Stated problem:
Lines containing the word "page" should be extracted in full.

## Begin

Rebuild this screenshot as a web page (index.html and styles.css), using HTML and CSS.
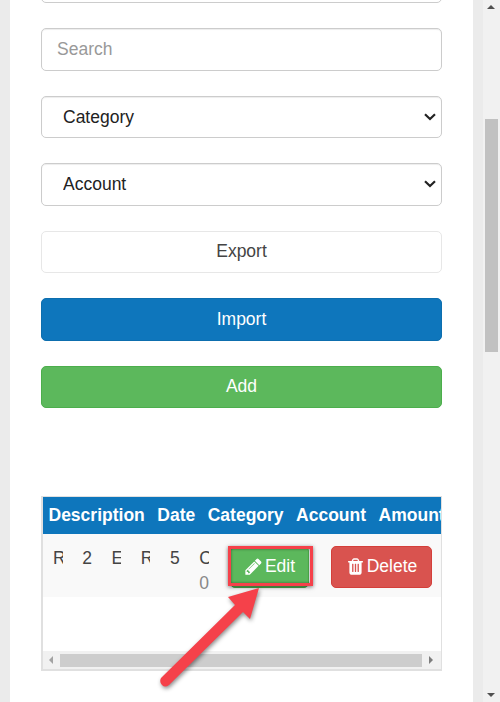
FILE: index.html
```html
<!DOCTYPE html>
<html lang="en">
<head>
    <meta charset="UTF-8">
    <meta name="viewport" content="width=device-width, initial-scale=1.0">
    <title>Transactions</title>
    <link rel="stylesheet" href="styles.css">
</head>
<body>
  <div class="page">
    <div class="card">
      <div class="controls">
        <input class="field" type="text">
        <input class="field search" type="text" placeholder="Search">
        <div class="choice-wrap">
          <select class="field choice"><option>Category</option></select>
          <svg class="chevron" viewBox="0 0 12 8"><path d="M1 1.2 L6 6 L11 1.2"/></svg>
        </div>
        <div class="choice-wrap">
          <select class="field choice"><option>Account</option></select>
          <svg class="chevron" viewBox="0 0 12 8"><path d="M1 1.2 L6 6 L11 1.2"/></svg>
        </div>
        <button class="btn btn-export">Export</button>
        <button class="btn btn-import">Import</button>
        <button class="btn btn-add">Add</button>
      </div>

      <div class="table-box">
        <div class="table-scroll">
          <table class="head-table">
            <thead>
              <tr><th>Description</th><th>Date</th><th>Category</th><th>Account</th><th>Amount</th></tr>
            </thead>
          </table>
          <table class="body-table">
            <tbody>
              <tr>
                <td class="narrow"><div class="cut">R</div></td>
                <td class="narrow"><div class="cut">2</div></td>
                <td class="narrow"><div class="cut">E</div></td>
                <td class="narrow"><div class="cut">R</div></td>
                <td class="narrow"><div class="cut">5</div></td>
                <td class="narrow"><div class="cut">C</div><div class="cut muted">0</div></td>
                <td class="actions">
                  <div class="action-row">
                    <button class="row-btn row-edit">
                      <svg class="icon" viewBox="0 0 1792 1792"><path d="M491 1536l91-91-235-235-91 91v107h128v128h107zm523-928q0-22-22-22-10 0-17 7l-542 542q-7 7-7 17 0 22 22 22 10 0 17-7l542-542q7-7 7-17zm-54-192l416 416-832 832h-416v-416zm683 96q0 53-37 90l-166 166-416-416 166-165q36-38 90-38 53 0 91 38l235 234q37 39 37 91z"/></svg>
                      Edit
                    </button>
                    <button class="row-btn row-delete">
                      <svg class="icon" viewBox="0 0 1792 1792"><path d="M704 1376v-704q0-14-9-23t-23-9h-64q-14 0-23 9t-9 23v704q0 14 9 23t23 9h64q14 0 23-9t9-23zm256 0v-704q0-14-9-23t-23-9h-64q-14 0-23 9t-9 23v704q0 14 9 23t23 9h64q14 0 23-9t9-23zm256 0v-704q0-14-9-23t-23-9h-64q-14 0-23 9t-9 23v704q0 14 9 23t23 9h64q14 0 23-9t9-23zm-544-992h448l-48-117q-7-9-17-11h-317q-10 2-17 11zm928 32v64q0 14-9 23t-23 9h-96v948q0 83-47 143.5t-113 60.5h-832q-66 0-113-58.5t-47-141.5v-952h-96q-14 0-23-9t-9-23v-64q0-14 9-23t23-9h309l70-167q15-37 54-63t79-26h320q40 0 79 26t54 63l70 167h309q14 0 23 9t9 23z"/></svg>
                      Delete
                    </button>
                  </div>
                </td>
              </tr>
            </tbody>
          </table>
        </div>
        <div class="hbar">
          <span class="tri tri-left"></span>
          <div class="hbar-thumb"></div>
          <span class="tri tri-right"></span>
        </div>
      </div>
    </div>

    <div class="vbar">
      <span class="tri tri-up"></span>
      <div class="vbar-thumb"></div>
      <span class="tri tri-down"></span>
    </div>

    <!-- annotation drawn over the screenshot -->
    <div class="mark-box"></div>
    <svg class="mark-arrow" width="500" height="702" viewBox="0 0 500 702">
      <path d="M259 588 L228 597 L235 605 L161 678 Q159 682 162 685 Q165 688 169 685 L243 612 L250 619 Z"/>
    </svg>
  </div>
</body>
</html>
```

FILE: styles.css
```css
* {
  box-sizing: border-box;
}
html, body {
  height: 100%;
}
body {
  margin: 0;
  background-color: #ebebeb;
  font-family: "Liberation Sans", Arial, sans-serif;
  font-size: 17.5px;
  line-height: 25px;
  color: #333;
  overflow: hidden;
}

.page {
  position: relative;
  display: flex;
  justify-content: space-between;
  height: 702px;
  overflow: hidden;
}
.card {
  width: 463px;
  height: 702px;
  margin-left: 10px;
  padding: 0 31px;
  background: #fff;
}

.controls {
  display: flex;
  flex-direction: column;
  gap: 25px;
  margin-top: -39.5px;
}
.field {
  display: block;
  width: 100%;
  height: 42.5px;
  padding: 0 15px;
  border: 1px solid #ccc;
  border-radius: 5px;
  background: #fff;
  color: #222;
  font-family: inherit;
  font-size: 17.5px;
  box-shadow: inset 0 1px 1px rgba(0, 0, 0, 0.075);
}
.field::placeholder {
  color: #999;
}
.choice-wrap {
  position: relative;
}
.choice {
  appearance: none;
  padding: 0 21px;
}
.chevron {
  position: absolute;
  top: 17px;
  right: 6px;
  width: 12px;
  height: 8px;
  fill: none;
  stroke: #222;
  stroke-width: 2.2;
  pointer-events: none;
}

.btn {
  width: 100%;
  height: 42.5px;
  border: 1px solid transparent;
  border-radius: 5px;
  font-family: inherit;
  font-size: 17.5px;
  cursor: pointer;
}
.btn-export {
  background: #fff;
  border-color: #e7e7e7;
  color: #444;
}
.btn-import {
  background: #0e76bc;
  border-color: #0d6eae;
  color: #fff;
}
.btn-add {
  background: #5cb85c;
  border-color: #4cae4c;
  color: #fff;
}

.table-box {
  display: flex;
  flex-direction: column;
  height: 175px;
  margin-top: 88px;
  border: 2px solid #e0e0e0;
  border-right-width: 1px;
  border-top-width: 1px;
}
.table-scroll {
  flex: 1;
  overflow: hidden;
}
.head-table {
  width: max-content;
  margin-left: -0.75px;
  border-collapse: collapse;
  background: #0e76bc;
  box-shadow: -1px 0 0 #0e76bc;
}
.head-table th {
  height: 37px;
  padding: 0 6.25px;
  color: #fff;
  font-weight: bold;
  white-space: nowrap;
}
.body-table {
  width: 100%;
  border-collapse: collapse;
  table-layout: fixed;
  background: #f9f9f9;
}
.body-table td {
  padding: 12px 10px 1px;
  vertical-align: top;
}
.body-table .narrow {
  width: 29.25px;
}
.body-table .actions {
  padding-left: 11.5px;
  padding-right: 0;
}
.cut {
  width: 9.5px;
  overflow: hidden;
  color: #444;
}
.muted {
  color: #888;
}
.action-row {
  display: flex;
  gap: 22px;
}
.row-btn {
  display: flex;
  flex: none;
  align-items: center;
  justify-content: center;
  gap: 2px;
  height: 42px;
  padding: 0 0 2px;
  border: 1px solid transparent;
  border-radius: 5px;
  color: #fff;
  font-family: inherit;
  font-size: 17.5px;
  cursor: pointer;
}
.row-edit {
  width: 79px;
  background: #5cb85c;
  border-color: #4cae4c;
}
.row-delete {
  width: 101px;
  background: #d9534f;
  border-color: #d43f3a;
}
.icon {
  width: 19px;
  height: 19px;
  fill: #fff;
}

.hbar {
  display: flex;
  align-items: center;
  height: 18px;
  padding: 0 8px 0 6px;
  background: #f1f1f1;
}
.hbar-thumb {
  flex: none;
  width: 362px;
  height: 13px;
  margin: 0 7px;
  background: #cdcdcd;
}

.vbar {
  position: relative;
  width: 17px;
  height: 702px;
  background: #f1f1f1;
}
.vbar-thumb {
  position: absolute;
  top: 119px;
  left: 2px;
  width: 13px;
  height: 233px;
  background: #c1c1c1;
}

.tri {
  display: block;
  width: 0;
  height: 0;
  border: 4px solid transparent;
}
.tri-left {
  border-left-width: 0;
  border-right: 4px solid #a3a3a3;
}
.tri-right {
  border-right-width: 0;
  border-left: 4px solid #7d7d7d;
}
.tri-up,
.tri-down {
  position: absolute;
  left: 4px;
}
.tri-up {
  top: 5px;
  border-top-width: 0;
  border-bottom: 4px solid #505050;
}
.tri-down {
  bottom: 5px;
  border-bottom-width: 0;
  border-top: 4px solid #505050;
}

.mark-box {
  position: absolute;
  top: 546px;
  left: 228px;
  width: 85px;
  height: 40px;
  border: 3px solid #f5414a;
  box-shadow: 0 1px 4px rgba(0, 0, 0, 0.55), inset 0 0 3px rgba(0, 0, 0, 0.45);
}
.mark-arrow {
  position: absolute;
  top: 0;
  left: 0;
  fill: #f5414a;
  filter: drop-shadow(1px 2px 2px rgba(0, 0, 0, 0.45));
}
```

## End

Solution for this task:
Rebuild this screenshot as a web page (index.html and styles.css), using HTML and CSS.
  <div class="page">
.page {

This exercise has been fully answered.